WRITTEN EXERCISE | Check each line below for the word "this", and copy those that have it.

#### RECORDS FOR THE EXERCISE

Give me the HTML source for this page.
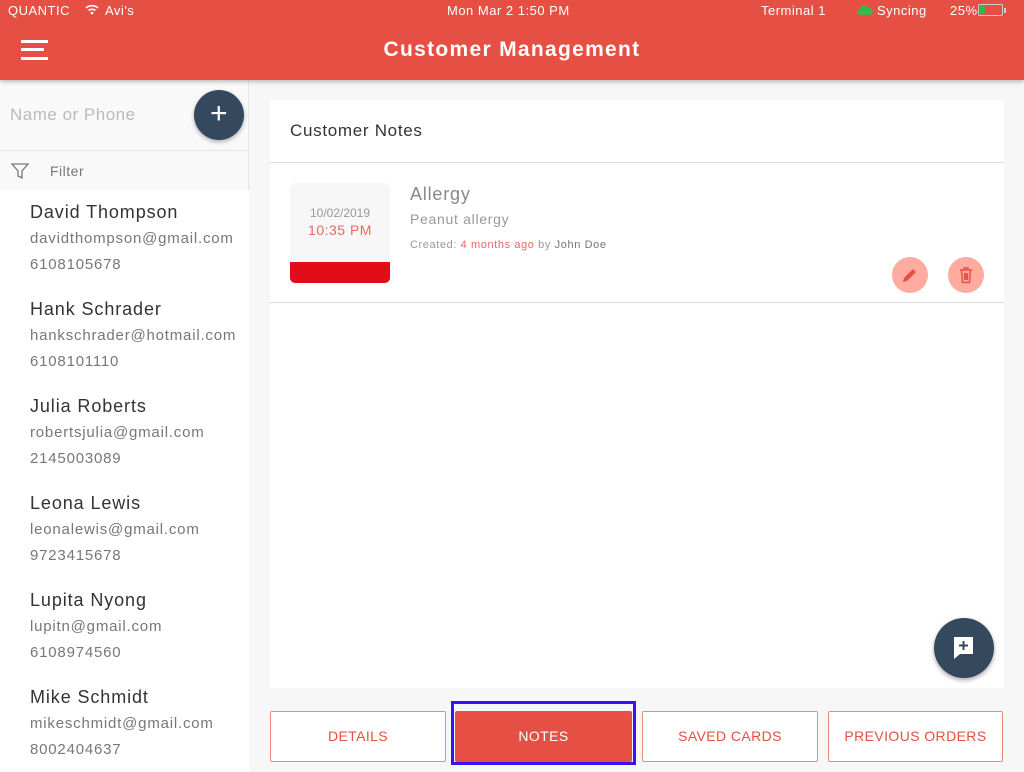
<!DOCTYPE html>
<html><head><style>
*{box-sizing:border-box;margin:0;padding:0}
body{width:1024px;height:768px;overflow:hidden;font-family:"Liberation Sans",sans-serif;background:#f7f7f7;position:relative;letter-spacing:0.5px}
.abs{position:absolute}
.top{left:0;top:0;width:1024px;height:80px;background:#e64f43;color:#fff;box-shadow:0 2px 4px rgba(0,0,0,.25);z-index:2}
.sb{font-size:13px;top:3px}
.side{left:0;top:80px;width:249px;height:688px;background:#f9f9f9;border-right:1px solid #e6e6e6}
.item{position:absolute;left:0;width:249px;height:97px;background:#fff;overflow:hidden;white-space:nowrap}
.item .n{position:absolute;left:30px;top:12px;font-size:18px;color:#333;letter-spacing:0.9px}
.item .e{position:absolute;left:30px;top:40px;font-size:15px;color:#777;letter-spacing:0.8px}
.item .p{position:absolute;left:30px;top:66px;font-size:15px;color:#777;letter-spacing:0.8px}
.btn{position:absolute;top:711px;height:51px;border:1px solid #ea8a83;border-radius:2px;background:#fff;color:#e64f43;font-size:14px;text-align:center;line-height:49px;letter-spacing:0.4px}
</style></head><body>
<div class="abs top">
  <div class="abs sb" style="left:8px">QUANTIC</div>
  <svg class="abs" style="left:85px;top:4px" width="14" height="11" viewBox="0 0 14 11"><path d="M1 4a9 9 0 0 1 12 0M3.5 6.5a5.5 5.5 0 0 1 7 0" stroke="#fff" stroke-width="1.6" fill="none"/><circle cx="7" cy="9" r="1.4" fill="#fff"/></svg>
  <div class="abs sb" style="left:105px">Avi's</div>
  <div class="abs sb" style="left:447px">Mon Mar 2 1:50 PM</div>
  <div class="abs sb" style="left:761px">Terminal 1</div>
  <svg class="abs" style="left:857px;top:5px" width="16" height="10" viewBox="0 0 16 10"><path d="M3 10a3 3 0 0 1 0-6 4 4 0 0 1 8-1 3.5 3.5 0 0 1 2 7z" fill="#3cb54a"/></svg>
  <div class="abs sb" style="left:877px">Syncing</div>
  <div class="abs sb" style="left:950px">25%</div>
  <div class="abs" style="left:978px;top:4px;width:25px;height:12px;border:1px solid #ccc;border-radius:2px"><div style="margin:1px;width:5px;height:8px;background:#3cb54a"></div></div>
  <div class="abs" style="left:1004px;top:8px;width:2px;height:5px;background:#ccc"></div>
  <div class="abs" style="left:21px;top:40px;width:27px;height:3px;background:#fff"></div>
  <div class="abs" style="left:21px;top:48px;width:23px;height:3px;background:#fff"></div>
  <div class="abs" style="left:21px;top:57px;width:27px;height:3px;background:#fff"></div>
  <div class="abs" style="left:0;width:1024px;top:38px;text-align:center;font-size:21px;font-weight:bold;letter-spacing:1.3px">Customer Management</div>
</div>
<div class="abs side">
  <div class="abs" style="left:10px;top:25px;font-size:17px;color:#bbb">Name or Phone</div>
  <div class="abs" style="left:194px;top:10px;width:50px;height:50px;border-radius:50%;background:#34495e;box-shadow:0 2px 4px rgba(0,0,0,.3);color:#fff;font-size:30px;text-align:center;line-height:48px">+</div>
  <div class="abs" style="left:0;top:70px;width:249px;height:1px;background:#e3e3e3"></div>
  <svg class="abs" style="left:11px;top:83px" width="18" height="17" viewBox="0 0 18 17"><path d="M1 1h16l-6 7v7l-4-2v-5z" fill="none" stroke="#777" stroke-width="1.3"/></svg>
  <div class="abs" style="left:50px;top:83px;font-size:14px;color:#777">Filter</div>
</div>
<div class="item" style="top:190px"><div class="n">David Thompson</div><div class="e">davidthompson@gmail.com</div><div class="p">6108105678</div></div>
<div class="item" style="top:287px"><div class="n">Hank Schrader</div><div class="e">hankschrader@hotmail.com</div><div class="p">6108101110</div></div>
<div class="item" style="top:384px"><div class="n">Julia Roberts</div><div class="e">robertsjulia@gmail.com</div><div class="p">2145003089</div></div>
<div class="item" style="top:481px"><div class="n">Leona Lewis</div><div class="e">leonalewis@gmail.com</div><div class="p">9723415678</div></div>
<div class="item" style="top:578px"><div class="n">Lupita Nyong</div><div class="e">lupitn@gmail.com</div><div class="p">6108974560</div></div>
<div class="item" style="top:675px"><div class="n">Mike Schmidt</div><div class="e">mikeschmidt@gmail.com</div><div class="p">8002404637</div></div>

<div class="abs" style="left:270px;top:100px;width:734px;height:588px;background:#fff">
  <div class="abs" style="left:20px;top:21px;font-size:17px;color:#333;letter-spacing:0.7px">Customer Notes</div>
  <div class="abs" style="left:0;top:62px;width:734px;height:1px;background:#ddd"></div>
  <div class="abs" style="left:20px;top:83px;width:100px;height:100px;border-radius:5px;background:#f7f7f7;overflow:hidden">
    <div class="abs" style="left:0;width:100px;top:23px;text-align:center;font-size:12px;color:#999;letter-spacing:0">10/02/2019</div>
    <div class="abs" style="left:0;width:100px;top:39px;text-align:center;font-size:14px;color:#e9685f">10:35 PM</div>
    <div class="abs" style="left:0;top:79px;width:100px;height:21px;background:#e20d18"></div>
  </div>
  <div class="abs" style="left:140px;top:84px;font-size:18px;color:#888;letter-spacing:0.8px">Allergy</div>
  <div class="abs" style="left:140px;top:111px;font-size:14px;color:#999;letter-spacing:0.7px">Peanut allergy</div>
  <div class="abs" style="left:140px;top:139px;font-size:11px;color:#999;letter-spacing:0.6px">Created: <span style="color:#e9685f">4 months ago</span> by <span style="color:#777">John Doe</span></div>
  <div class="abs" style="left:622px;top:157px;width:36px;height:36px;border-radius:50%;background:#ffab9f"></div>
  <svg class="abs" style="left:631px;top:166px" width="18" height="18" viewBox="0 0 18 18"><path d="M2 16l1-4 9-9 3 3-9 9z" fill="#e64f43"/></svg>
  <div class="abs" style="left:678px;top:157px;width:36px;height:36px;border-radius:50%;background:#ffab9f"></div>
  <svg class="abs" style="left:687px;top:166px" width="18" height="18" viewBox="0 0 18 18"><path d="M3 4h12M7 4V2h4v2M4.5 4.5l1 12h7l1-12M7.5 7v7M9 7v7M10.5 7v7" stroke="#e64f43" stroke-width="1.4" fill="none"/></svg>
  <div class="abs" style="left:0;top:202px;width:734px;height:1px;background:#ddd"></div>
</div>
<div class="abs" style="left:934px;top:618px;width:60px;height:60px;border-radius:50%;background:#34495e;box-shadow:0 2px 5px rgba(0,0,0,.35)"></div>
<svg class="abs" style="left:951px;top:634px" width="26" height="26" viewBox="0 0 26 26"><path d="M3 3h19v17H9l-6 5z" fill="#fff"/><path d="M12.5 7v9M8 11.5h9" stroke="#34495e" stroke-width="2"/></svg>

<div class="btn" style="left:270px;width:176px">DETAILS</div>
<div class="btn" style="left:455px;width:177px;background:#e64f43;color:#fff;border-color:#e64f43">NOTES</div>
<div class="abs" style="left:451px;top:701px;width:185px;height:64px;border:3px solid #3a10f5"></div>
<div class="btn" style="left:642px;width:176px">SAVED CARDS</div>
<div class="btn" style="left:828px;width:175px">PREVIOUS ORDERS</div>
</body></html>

########
#### RECORDS FOR THE EXERCISE

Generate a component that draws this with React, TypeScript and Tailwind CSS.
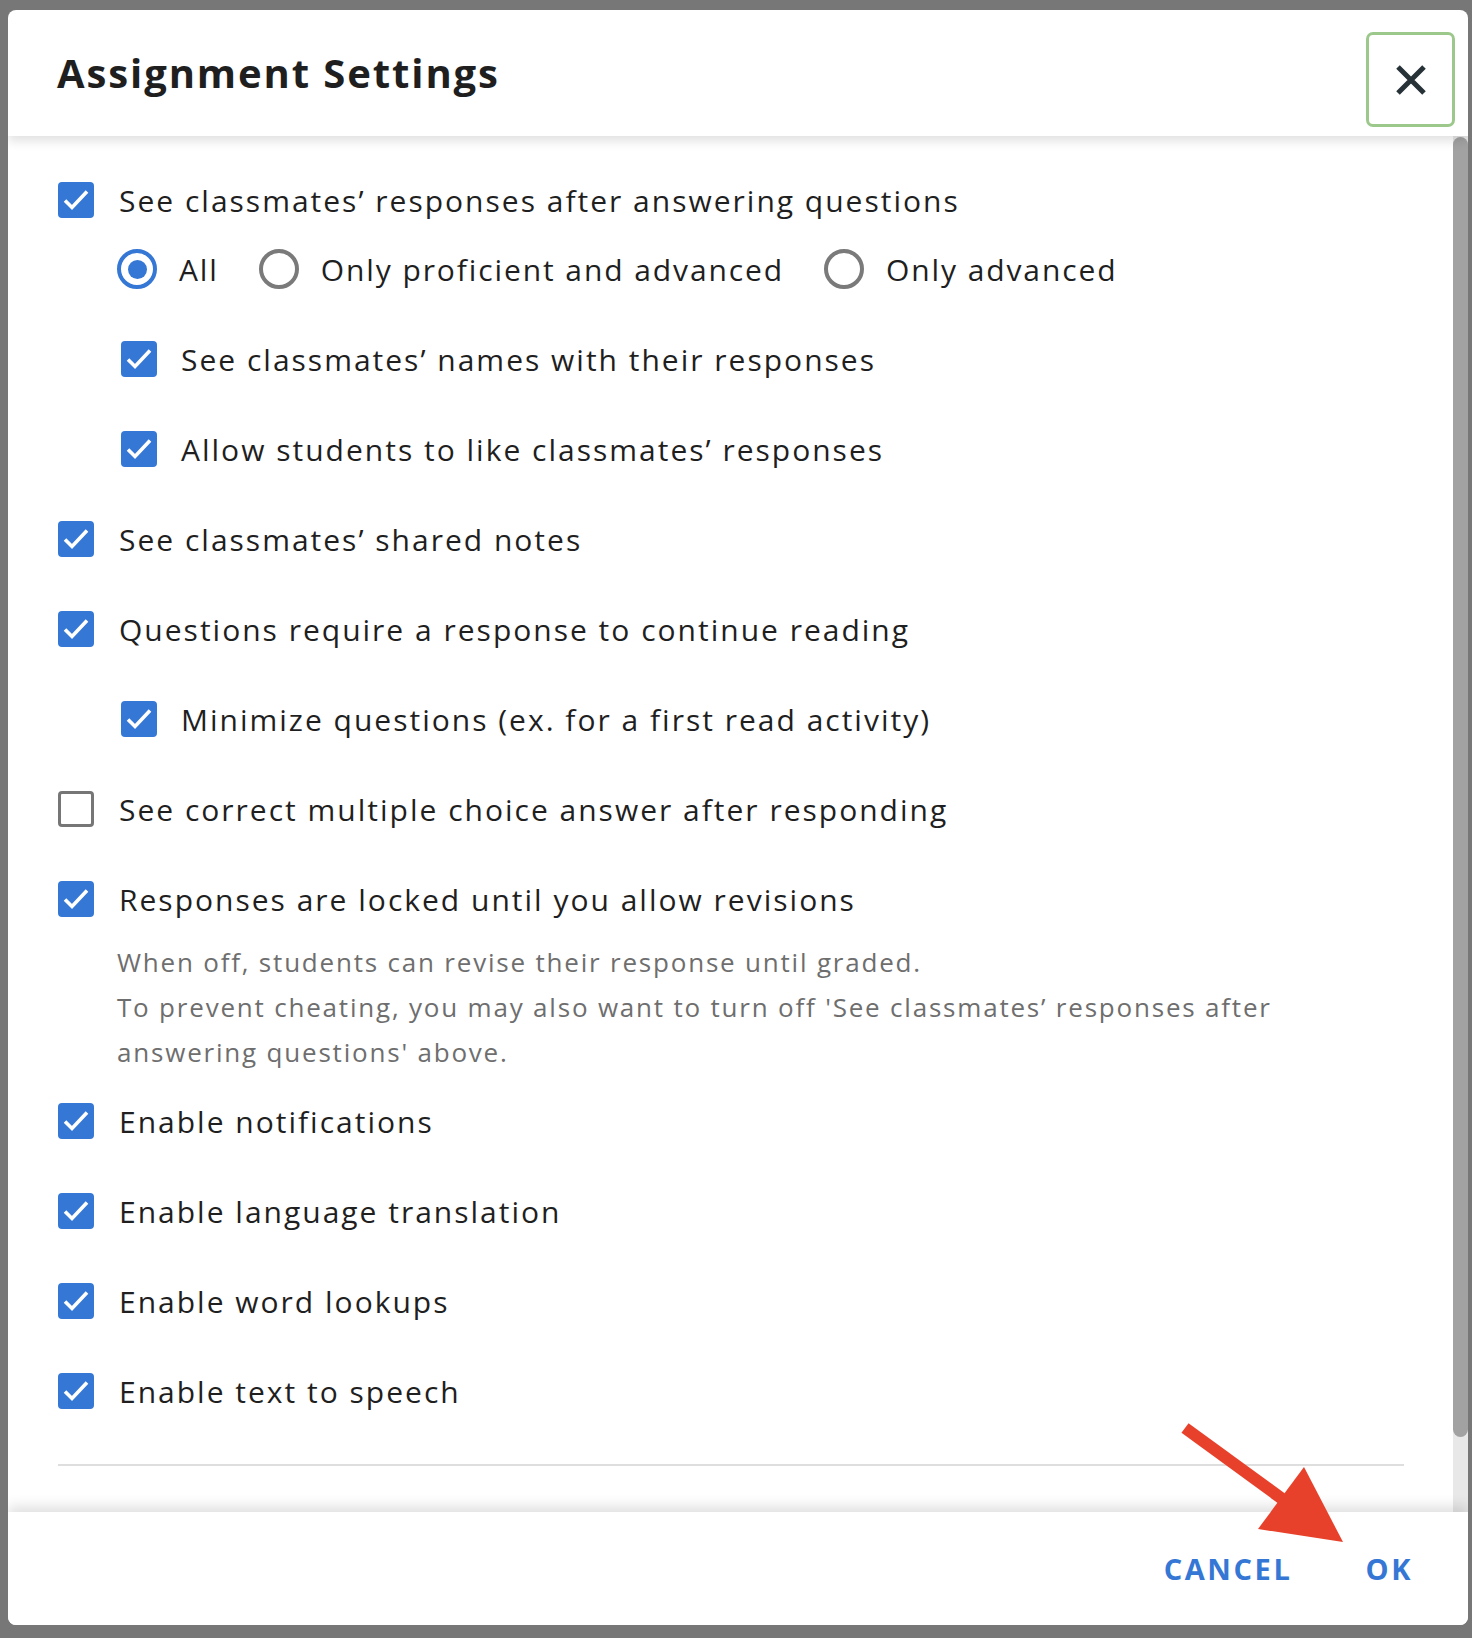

########

WRITTEN SOLUTION |
Give me the HTML source for this page.
Generate a component that draws this with React, TypeScript and Tailwind CSS.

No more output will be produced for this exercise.